用于棘轮变形预测的棘轮演化统一模型研究

MODELING OF EVOLUTION STRAIN FOR SATURATED RATCHETING MATERIALS UNDER UNIAXIAL CYCLIC STRESSING

在大量单轴棘轮实验基础上 ,研究了均值、幅值、峰值和谷值应力对 30 4不锈钢的饱和棘轮应变的影响规律 ,首次提出了棘轮应力σr和棘轮门槛值σrth 的概念 ,建立了基于单参数控制的、用于饱和棘轮应变预测的 SRM饱和棘轮本构模型和用于独立循环应力工况下棘轮应变演化预测的 REM棘轮演化模型 ,并由此发展了全面描述任意循环应力工况下棘轮应变演化规律的 URM棘轮演化统一模型。抛物律模型 SRM和幂律模型 REM对实验数据拟合的相关系数均超过 0 .98。URM建模容易 ,只需 4～ 6个试样的单轴棘轮实验数据。此外还讨论了获得 SRM本构模型的单试样实验法。

Based on a series of uniaxial ratcheting tests of 304 stainless steel, this paper investigated the influence of the four stresses (mean, amplitude, peak and valley) on saturated ratcheting (SR) strain. The results show that there exists a relevant stress threshold for each of the four stresses so that the ratcheting deformation happens and its SR strain increases or decreases in a line-like law with the stress as it gets over or below its threshold. An important discovery is given that there exists a unique threshold for peak stress and SR strain varies monotonously with peak stress in a parabola law closed to a line without influence from the other three stresses if SR strain is positive. So, peak stress is the essential reason that leads to positive ratcheting deformation of materials.

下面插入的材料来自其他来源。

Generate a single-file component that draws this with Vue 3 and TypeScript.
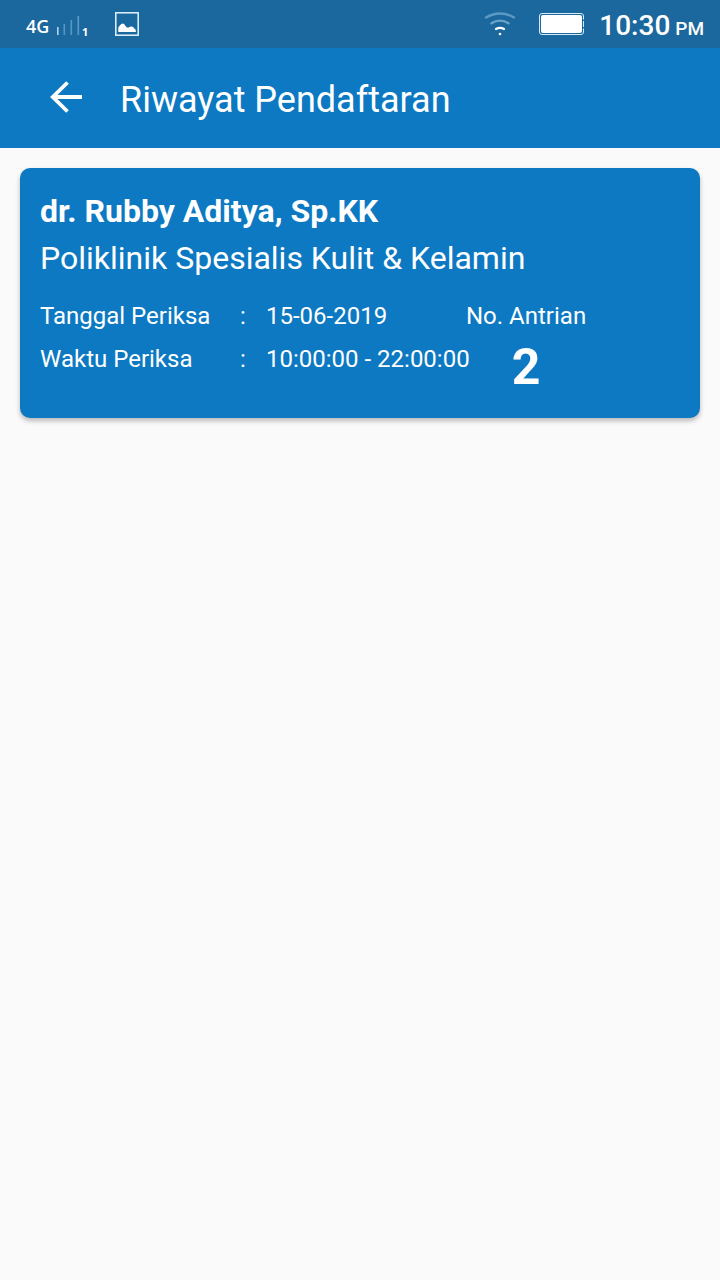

UMR is easy to be built based on ratcheting tests of only 4-6 uniaxial specimens and be available for engineering design on ratcheting control of materials. Specially, a single-specimen test method to build SRM and to gain threshold of ratcheting stress is discussed.